Edit 2: The following is what I got after doing some research. Feel free to correct me.
CUDA will create one context for each host thread. This context will keep information such as what portion of memory (pre allocated memory or dynamically allocated memory) has been reserved for this application so that other application can not write to it. When this application terminates (not kernel) , this portion of memory will be released.
CUDA memory is maintained by a link list. When an application needs to allocate memory, it will go through this link list to see if there is continuous memory chunk available for allocation. If it fails to find such a chunk, a "out of memory" error will report to the users even though the total available memory size is greater than the requested memory. And that is the problem related to memory fragmentation.
cuMemGetInfo will tell you how much memory is free, but not necessarily how much memory you can allocate in a maximum allocation due to memory fragmentation.
On Vista platform (WDDM), GPU memory virtualization is possible. That is, multiple applications can allocate almost the whole GPU memory and WDDM will manage swapping data back to main memory.
New questions:
1. If the memory reserved in the context will be fully released after the application has been terminated, memory fragmentation should not exist. There must be some kind of data left in the memory.
2. Is there any way to restructure the GPU memory ?
The device memory available to your code at runtime is basically calculated as
Free memory = total memory
- display driver reservations
- CUDA driver reservations
- CUDA context static allocations (local memory, constant memory, device code)
- CUDA context runtime heap (in kernel allocations, recursive call stack, printf buffer, only on Fermi and newer GPUs)
- CUDA context user allocations (global memory, textures)
if you are getting an out of memory message, then it is likely that one or more of the first three items is consuming most of the GPU memory before your user code ever tries to get memory in the GPU. If, as you have indicated, you are not running on a display GPU, then the context static allocations are the most likely source of your problem. CUDA works by pre-allocating all the memory a context requires at the time the context is established on the device. There are a lot of things which get allocated to support a context, but the single biggest consumer in a context is local memory. The runtime must reserve the maximum amount of local memory which any kernel in a context will consume for the maximum number of threads which each multiprocessor can run simultaneously, for each multiprocess on the device. This can run into hundreds of Mb of memory if a local memory heavy kernel is loaded on a device with a lot of multiprocessors.

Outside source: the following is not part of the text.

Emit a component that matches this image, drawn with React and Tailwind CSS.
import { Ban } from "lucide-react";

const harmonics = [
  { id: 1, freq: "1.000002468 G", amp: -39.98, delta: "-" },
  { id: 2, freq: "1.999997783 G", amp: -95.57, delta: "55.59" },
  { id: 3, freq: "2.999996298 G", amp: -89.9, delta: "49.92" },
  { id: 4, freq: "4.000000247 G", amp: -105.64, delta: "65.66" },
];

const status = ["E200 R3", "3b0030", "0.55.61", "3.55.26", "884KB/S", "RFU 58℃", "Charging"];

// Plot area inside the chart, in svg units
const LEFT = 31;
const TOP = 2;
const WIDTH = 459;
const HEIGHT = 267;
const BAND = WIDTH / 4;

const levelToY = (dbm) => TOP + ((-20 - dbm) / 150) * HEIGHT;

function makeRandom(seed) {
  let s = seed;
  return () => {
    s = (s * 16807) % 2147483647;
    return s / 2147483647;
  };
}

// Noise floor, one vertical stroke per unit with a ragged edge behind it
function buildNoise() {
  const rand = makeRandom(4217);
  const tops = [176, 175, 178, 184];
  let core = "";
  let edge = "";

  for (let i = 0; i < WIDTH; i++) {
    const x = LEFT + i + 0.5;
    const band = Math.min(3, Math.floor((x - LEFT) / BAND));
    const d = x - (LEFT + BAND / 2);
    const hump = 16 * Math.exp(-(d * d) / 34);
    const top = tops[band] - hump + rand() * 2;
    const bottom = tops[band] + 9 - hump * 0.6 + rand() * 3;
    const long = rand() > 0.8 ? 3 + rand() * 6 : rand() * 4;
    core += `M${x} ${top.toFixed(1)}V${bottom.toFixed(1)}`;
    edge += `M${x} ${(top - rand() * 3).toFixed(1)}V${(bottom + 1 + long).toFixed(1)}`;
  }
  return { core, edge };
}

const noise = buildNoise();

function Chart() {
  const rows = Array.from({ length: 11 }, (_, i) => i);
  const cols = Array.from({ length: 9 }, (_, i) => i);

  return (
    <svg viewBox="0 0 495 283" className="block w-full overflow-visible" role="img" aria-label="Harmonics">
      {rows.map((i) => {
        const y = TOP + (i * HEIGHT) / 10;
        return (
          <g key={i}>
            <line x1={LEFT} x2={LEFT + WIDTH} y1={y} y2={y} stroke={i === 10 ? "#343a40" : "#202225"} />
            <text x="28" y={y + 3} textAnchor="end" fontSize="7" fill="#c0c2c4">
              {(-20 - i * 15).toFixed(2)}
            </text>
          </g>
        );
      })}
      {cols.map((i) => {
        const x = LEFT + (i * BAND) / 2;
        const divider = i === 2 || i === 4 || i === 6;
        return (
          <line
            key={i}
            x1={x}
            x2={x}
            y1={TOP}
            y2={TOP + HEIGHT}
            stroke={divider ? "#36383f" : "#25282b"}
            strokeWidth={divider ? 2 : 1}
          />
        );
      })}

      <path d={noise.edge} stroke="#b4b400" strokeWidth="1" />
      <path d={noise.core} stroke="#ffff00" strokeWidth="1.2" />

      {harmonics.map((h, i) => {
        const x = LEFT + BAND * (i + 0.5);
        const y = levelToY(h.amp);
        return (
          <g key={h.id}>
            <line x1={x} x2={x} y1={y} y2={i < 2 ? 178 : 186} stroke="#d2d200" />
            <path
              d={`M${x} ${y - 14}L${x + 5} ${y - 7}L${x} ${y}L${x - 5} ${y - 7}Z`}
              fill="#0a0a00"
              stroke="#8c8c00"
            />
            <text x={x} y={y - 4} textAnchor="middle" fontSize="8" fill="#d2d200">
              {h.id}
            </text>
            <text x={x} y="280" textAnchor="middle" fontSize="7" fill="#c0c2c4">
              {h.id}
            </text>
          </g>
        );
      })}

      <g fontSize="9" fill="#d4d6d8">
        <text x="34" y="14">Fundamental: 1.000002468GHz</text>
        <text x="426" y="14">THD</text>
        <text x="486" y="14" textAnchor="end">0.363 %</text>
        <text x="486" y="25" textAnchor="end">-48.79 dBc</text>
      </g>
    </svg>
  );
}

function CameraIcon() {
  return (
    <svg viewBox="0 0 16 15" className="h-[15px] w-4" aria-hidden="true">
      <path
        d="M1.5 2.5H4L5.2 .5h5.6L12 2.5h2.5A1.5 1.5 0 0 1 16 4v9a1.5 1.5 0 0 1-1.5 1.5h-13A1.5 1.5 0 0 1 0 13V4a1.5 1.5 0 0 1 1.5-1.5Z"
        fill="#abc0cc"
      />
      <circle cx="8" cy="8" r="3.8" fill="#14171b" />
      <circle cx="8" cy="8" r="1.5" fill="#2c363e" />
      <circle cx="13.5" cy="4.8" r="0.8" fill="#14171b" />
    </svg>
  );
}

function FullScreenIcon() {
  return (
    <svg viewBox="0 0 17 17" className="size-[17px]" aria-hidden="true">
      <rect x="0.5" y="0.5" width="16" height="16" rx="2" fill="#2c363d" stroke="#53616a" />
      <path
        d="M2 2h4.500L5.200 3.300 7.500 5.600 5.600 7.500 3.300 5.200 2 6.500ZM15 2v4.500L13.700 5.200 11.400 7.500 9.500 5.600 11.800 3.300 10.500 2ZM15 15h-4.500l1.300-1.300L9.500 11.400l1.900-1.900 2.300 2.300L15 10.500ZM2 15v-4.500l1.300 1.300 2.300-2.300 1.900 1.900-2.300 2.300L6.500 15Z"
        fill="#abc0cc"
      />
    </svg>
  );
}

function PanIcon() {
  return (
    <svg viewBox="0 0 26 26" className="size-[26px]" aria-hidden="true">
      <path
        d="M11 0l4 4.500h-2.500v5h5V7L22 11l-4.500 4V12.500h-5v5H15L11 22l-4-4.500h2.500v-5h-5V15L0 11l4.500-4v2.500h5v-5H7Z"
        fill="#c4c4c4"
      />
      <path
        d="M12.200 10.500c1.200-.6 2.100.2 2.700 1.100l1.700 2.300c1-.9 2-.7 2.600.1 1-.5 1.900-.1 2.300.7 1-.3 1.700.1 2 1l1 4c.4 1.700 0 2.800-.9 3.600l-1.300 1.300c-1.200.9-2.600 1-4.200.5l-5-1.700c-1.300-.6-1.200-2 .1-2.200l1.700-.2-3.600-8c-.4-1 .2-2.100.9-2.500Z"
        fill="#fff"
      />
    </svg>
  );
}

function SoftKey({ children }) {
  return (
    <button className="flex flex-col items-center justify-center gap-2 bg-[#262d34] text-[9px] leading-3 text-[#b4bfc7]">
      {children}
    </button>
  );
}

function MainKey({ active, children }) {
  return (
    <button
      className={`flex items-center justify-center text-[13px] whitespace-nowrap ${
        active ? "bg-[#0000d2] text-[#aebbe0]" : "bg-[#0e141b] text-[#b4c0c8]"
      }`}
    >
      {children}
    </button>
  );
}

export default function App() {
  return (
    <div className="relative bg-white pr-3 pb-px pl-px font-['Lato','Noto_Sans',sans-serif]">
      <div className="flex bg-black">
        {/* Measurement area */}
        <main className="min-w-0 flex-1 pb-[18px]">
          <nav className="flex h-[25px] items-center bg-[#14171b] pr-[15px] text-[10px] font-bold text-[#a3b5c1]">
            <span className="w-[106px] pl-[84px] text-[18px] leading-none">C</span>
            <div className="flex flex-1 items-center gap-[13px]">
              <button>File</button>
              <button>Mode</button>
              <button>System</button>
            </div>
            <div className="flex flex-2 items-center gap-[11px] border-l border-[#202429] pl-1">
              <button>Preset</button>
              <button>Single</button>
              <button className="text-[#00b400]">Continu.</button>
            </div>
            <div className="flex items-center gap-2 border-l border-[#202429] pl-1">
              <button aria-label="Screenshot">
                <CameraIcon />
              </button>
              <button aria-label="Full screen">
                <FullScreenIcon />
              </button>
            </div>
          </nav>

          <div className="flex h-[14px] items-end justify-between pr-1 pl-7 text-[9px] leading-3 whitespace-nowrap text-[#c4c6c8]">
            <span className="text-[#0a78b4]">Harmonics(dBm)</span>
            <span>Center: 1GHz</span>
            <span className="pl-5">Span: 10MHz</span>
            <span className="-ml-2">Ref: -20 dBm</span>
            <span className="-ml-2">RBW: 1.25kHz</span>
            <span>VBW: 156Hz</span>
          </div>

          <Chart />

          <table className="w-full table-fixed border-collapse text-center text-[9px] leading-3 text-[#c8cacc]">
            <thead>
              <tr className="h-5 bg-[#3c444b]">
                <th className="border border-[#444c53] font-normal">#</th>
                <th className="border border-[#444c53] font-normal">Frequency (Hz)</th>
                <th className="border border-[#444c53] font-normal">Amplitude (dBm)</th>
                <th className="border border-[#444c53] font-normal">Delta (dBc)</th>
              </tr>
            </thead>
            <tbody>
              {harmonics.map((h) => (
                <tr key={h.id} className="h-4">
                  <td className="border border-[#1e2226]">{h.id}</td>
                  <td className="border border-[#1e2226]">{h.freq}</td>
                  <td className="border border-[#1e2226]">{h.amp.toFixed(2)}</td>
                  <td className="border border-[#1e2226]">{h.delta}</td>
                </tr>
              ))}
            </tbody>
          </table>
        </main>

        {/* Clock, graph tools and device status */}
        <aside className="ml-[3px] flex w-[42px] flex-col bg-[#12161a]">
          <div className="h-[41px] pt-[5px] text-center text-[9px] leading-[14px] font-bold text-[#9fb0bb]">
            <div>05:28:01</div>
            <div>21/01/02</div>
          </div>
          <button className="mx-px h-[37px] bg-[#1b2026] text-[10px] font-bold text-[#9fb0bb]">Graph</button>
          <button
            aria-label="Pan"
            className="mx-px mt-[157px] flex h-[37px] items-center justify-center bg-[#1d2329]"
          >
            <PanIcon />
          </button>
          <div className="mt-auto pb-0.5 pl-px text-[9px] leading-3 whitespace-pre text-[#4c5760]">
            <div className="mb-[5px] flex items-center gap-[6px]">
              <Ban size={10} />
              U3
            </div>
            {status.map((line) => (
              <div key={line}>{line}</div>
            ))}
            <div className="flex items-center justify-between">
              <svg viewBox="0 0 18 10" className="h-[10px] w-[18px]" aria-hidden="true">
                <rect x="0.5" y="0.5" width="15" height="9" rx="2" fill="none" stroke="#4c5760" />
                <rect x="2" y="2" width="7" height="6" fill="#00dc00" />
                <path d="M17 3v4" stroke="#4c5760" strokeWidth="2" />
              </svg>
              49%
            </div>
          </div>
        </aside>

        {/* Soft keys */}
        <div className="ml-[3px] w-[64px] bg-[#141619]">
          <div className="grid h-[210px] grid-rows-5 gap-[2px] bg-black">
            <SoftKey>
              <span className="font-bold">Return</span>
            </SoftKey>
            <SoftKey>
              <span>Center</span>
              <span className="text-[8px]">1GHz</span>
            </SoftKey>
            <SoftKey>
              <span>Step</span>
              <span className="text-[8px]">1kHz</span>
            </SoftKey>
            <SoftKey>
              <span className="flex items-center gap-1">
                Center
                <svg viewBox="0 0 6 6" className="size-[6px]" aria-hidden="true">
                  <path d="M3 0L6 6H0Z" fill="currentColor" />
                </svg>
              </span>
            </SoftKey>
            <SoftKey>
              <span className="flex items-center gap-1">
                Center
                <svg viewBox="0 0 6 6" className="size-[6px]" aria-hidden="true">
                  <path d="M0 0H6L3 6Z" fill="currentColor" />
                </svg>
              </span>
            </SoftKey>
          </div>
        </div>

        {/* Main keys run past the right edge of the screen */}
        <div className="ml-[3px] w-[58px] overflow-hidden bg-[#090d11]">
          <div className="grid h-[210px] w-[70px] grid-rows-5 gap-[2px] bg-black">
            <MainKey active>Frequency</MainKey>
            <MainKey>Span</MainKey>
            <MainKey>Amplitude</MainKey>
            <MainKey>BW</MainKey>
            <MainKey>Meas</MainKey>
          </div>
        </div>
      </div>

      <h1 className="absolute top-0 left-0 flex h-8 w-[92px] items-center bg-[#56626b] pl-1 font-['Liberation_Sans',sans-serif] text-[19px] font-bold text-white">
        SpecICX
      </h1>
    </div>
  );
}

The best way to see what might be going on is to write a host program with no device code which establishes a context and calls cudaMemGetInfo. That will show you how much memory the device has with the minimal context overhead on it. Then run you problematic code, adding the same cudaMemGetInfo call before the first cudaMalloc call that will then give you the amount of memory your context is using. That might let you get a handle of where the memory is going. It is very unlikely that fragmentation is the problem if you are getting failure on the first cudaMalloc call.
GPU off-chip memory is separated in global, local and constant memory. This three memory types are a virtual memory concept. Global memory is free for all threads, local is just for one thread only (mostly used for register spilling) and constant memory is cached global memory (writable only from host code). Have a look at 5.3.2 from the CUDA C Programming Guide.
EDIT: removed
Memory allocated via cudaMalloc does never overlap. For the memory a kernel allocates during runtime should be enough memory available. If you are out of memory and try to start a kernel (only a guess from me) you should get the "unknown error" error message. The driver than was unable to start and/or executes the kernel.